Certains blogs ou articles attribuent aussi aux Yamnayas le phénotype – ou apparence – « blond aux yeux bleus ». Une erreur ! Car ce profil est le fruit du mélange de trois populations: les chasseurs-cueilleurs européens, qui avaient la peau très foncée et des yeux clairs ; les agriculteurs anatoliens, à la peau claire et aux cheveux et aux yeux foncés ; et les peuples des steppes. « Ces derniers avaient une grande variété de phénotypes », précise Céline Bon. Il faut donc cette triple ascendance pour obtenir des enfants blonds à la peau et aux yeux clairs…

Enfin, il est possible qu’ils nous aient légué autre chose: nos langues. « Leur histoire est très liée à celle des langues indo-européennes, et donc, selon certaines hypothèses… à l’histoire du cheval », acquiesce Guillaume Jacques, linguiste du CNRS. Car les mots « cheval » et « charrue » proviennent probablement de l’ancêtre des langues indo-européennes. Les linguistes traquent donc les traces du cheval pour étudier l’histoire des langues. On sait que les Yamnayas disposaient de chariots à roue pleine. Mais quels animaux tractaient ces véhicules? « Les dernières recherches montrent que le cheval moderne n’a été domestiqué qu’en 2200 avant notre ère, soit bien après le départ des nomades des steppes vers l’Europe », explique Guillaume Jacques. Un argument qui égratigne l’image du cavalier nomade… Le débat reste néanmoins ouvert, bien que l’hypothèse de chariots tirés par des bovins gagne en force.

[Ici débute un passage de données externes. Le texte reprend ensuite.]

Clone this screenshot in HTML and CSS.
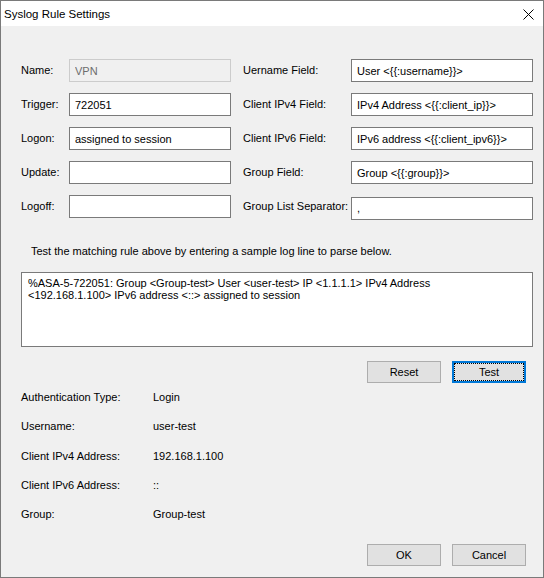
FILE: index.html
```html
<!DOCTYPE html>
<html lang="en">
<head>
  <meta charset="UTF-8">
  <meta name="viewport" content="width=device-width, initial-scale=1.0">
  <title>Syslog Rule Settings</title>
  <link rel="stylesheet" href="styles.css">
</head>
<body>

  <div class="window">
    <!-- Title bar -->
    <div class="titlebar">
      <span class="title">Syslog Rule Settings</span>
      <svg class="close" width="11" height="11" viewBox="0 0 11 11">
        <path d="M0.5 0.5 L10.5 10.5 M10.5 0.5 L0.5 10.5" stroke="#000" stroke-width="1" fill="none"/>
      </svg>
    </div>

    <div class="dialog">
      <!-- Rule fields -->
      <div class="fields">
        <label>Name:</label>
        <input class="field" type="text" value="VPN" disabled>
        <label class="right">Uername Field:</label>
        <input class="field" type="text" value="User <{{:username}}>">

        <label>Trigger:</label>
        <input class="field" type="text" value="722051">
        <label class="right">Client IPv4 Field:</label>
        <input class="field" type="text" value="IPv4 Address <{{:client_ip}}>">

        <label>Logon:</label>
        <input class="field" type="text" value="assigned to session">
        <label class="right">Client IPv6 Field:</label>
        <input class="field" type="text" value="IPv6 address <{{:client_ipv6}}>">

        <label>Update:</label>
        <input class="field" type="text" value="">
        <label class="right">Group Field:</label>
        <input class="field" type="text" value="Group <{{:group}}>">

        <label>Logoff:</label>
        <input class="field" type="text" value="">
        <label class="right">Group List Separator:</label>
        <input class="field sep" type="text" value=",">
      </div>

      <!-- Test area -->
      <p class="hint">Test the matching rule above by entering a sample log line to parse below.</p>
      <div class="sample">%ASA-5-722051: Group &lt;Group-test&gt; User &lt;user-test&gt; IP &lt;1.1.1.1&gt; IPv4 Address<br>&lt;192.168.1.100&gt; IPv6 address &lt;::&gt; assigned to session</div>

      <div class="actions">
        <button class="btn">Reset</button>
        <button class="btn focused">Test</button>
      </div>

      <!-- Parse results -->
      <div class="results">
        <span>Authentication Type:</span><span>Login</span>
        <span>Username:</span><span>user-test</span>
        <span>Client IPv4 Address:</span><span>192.168.1.100</span>
        <span>Client IPv6 Address:</span><span>::</span>
        <span>Group:</span><span>Group-test</span>
      </div>

      <div class="actions footer">
        <button class="btn">OK</button>
        <button class="btn">Cancel</button>
      </div>
    </div>
  </div>

</body>
</html>
```

FILE: styles.css
```css
html, body {
  margin: 0;
  padding: 0;
}

body {
  font-family: "Liberation Sans", Arial, sans-serif;
  font-size: 11px;
  color: #000;
  background-color: #f0f0f0;
}

.window {
  width: 544px;
  height: 578px;
  box-sizing: border-box;
  border: 1px solid #7a7a7a;
  background-color: #f0f0f0;
  display: flex;
  flex-direction: column;
}

.titlebar {
  height: 25px;
  background-color: #fff;
  display: flex;
  align-items: center;
  justify-content: space-between;
  padding: 0 9px 0 3px;
  flex-shrink: 0;
}

.title {
  font-size: 11.5px;
  padding-top: 1px;
}

.close {
  display: block;
  margin-top: 1px;
}

.dialog {
  flex: 1;
  display: flex;
  flex-direction: column;
  padding: 33px 0 11px 20px;
  width: 512px;
}

.fields {
  display: grid;
  grid-template-columns: 48px 162px 120px 182px;
  grid-auto-rows: 23px;
  row-gap: 11px;
  align-items: center;
}

.fields label {
  line-height: 13px;
}

.fields label.right {
  padding-left: 12px;
}

.field {
  box-sizing: border-box;
  height: 23px;
  width: 100%;
  margin: 0;
  border: 1px solid #7a7a7a;
  background-color: #fff;
  padding: 0 0 0 5px;
  font-family: inherit;
  font-size: 11px;
  color: #000;
  outline: none;
}

.field:disabled {
  border-color: #cccccc;
  background-color: #f0f0f0;
  color: #6d6d6d;
}

.field.sep {
  margin-top: 3px;
}

.hint {
  margin: 27px 0 0 10px;
  line-height: 13px;
}

.sample {
  margin-top: 14px;
  box-sizing: border-box;
  height: 75px;
  border: 1px solid #7a7a7a;
  background-color: #fff;
  padding: 4px 0 0 6px;
  line-height: 12px;
}

.actions {
  display: flex;
  justify-content: flex-end;
  gap: 11px;
  padding-right: 7px;
  margin-top: 14px;
}

.btn {
  box-sizing: border-box;
  width: 74px;
  height: 22px;
  margin: 0;
  padding: 0;
  border: 1px solid #adadad;
  background-color: #e1e1e1;
  font-family: inherit;
  font-size: 11px;
  color: #000;
}

.btn.focused {
  border: 2px solid #0078d7;
  outline: 1px dotted #000;
  outline-offset: -3px;
}

.results {
  display: grid;
  grid-template-columns: 132px auto;
  row-gap: 16.25px;
  line-height: 13px;
  margin-top: 8px;
}

.footer {
  margin-top: auto;
}
```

En revanche, les migrations des Yamnayas et d’autres peuples des steppes coïncident bien avec l’expansion de l’ancêtre des langues indo-européennes, un groupe de 400 langues apparentées, du grec ancien jusqu’au sanskrit. En 2025, les travaux du généticien David Reich, de l’université Harvard, ont dessiné les routes de migration des peuples des steppes: depuis le Caucase et le long de la Volga vers l’actuelle Ukraine dans un premier temps, puis, plus tardivement (1700 av. J.-C.), vers l’Asie centrale, l’Iran et l’Inde… comme les langues indo-européennes.